The other thing I loved about Pryor was that there was no self-pity. Today, our celebutard class milk their “trauma” for all its worth, going so far as to invent it. Not Pryor. Despite a horrific childhood, he didn’t want pity. He wanted only understanding and for us to see the humanity in street people and laughs.

Pryor’s 4th, 7th, and final wife (and now widow), Jennifer Lee Pryor, offers a lot of insights of her own. She’s quite candid about her life with this troubled genius. But she’s also not looking for pity or wailing on about her “trauma,” which is very refreshing.

As far as the highlights, on top of the four concert films and two feature-length documentaries, Pryor’s post-suicide attempt Tonight Show appearance is straight-up amazing.

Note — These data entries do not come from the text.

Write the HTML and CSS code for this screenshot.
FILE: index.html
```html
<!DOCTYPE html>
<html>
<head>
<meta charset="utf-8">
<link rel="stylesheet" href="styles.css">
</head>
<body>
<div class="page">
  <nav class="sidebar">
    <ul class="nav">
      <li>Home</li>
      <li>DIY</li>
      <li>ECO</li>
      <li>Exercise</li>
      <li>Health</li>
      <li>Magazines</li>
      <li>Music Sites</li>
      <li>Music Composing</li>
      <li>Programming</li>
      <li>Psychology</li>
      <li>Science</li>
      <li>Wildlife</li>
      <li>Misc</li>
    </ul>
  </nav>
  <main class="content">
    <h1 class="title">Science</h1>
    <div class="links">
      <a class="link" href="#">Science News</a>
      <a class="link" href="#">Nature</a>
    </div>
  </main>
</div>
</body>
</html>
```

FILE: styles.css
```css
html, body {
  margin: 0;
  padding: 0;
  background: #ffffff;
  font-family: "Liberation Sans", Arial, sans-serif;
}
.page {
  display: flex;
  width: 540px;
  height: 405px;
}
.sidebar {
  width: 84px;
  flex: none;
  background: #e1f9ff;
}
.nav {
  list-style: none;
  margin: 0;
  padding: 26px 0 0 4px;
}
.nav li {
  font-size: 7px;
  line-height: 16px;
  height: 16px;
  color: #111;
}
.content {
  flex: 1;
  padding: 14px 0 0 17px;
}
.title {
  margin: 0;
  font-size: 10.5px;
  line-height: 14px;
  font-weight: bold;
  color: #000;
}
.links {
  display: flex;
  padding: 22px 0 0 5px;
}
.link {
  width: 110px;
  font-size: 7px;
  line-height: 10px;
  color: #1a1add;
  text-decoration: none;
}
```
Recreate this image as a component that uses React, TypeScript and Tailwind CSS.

Just as fascinating, but for entirely different reasons, is his 1985 interview with Dick Cavett. Cavett is so outmatched by Pryor’s intellect that at one point after he makes a stupid comment about race, he’s reduced to defensive sputtering while Pryor, cool as they come, says, “I’m still not sure what you mean by that.”

Pryor’s short-lived TV show is also a stone-cold classic, and Jo Jo Dancer, the only time Pryor stepped behind the camera, is no All That Jazz (1979), but was better than I remembered.

If you love Richard Pryor, if you love comedy, if you miss America’s golden era where we were still free to speak our minds, Time-Life’s The Ultimate Richard Pryor Collection: Uncensored is a real treat.

The collection is also a sad reminder that Richard Pryor could not be Richard Pryor today. If he was born 40 years later, he would either be smothered into conformity like the rest of today’s so-called comedians, or he’d be blacklisted.

Imagine the talent that might be out there right now that our fascist left-wing culture is ensuring never has a voice.

What a terrible time for our culture.

Thank heaven for DVD, thank heaven for this Time-Life treasure trove of pure genius and huge laughs.